TB: I thought Polly was a fine pickup. From the looking that I've done, the best bargains are usually found later in the winter, but it comes at the considerable cost of certainty. What Amaro did was trade value for certainty, and with a team that is this ready to compete, I think that is a completely justifiable tradeoff. The transition from second to third won't be as hard on Polanco as it would be on some other players (because of his defensive skill set, most notably his arm). Also, he's going to have a natural comfort level in Philadelphia from playing there in the past that frankly a lot of other guys would not. You can deny the measurability of intangibles all you want, but until you've survived the boos raining down from the upper decks, you can't really say you'll hack it in Philly.

PS: Ok, I'll stop with the negativity. Let's now discuss how the Phillies sure seem to have an awesome baseball team. Talk about Cole Hamels. I am already hearing some in the mainstream talking about how Hamels looks as sharp as ever and how he is poised for a big "bounce-back" year. We know the truth though, right? He will probably be really good again because, well, he is really good.

TB: Things that were very close to the same or better from '08 to '09 about Cole Hamels: K/9, BB/9, HR/9, GB%, FIP, SIERA.

Things that were worse from '08 to '09 about Cole Hamels: Strand rate, ERA, BABIP, IP.

Hamels is one of those cases that will really test your faith in DIPS theory. If you would rather rely on strand rate, ERA and BABIP, then you can say he's worse now than he was last offseason. Otherwise, just relax. It's fine. He's a great pitcher.

One impulse might be to say that Hamels was regressing to the mean after a stellar '08, but even that isn't really true when you look at his peripherals. He basically repeated every skill-based achievement last year except innings pitched that he had in '08. Like I said, though, Philly fans are fickle and there are some things you just can't get away with.

PS: Can we get Chase Utley an MVP award? Want to talk about him? How good is he and how good has he been? Want to put some historical context around it? He's terrific, of course, but I would guess there are still some who think that he's been the 3rd best position player throughout this great Phillies run.

TB: I have this theory that historically great second basemen are always underrated.
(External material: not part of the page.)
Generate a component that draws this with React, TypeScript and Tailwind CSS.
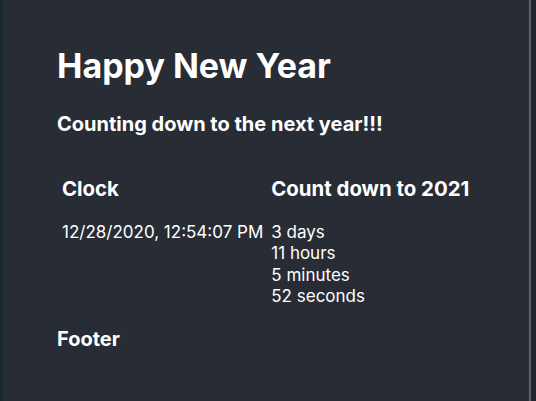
const countdown = ["3 days", "11 hours", "5 minutes", "52 seconds"];

const App = () => {
  return (
    <div className="flex h-[401px] w-[536px] overflow-hidden bg-[#282c34] font-['Inter',sans-serif] text-white">
      {/* left edge of the neighbour window */}
      <div className="w-[3px] shrink-0 bg-[#1a2630]" />

      <div className="flex-1 pl-[54px]">
        <h1 className="mt-[46px] text-[34px] leading-[40px] font-bold">Happy New Year</h1>
        <h3 className="mt-[26px] text-[20px] leading-[24px] font-bold">
          Counting down to the next year!!!
        </h3>

        <table className="mt-[41px] ml-[5px] border-separate border-spacing-0">
          <thead>
            <tr>
              <th className="pr-[8px] text-left align-top text-[20.4px] leading-[24px] font-bold">Clock</th>
              <th className="text-left align-top text-[20.4px] leading-[24px] font-bold">Count down to 2021</th>
            </tr>
          </thead>
          <tbody>
            <tr>
              <td className="pt-[21px] pr-[8px] align-top text-[17px] leading-[21.3px]">
                12/28/2020, 12:54:07 PM
              </td>
              <td className="pt-[21px] align-top text-[17px] leading-[21.3px]">
                {countdown.map((t) => (
                  <div key={t}>{t}</div>
                ))}
              </td>
            </tr>
          </tbody>
        </table>

        <div className="mt-[20px] text-[20px] leading-[24px] font-bold">Footer</div>
      </div>

      {/* right border */}
      <div className="w-[2px] shrink-0 bg-[#5c616b]" />
      <div className="w-[5px] shrink-0 bg-[#22252c]" />
    </div>
  );
};

export default App;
The best second basemen ever (Joe Morgan, Rogers Hornsby, Nap Lajoie, Eddie Collins) are almost criminally underrated as ballplayers. Even Jackie Robinson, one of the most celebrated players in baseball history, isn't given the respect he deserves for his actual play on the field. So I think Utley has a bit of an uphill climb.

On the other hand, he's basically doing all the things you need to do to become a top-20, and perhaps top-10 or higher, second baseman all time. Basically, he's got a good shot at passing Sandberg and Alomar (and I think you can make a reasonable case that he'll do both), and once he's there he's basically in the top 10 all-time. I have a hard time conceiving of a Hall of Fame that doesn't include the ten best players at each position. In other words, barring injury, I think he's got a legitimate shot at the Hall, and a fortiori, a shot at a minimum of one MVP award.

Let me put it another way for perspective: Chase Utley is the best player on the Phillies and he's the best player in baseball that doesn't have a Cy Young, a Rookie of the Year, or an MVP award. Then again, he's got the most glorious television expletive in Philadelphia history.

PS: Ok, 2010. What do you expect of the Phillies? Will they get a serious challenge in the NL East? Do they have another title run in them?

TB:I'm legitimately worried about the Braves. Their weakest positions on offense are probably second base (Martin Prado) and right field (Jason Heyward). Those are still two pretty darn good players, and their pitching staff will do enough so that they'll win around 87-88 games. If Tommy Hanson doesn't hit a stumbling block, I think they can survive that thumping sound you hear (Jair Jurrjens falling back to earth).

If the Phils can hold off the Braves (or at least secure the Wild Card), I'm not sure there's a team they are likely to face before the World Series that would be able to go 1-2 like Halladay-Hamels in a short series. The bullpen could always, however, make things interesting. Call it Halladay, Hamels, rain, and pray for a complete game.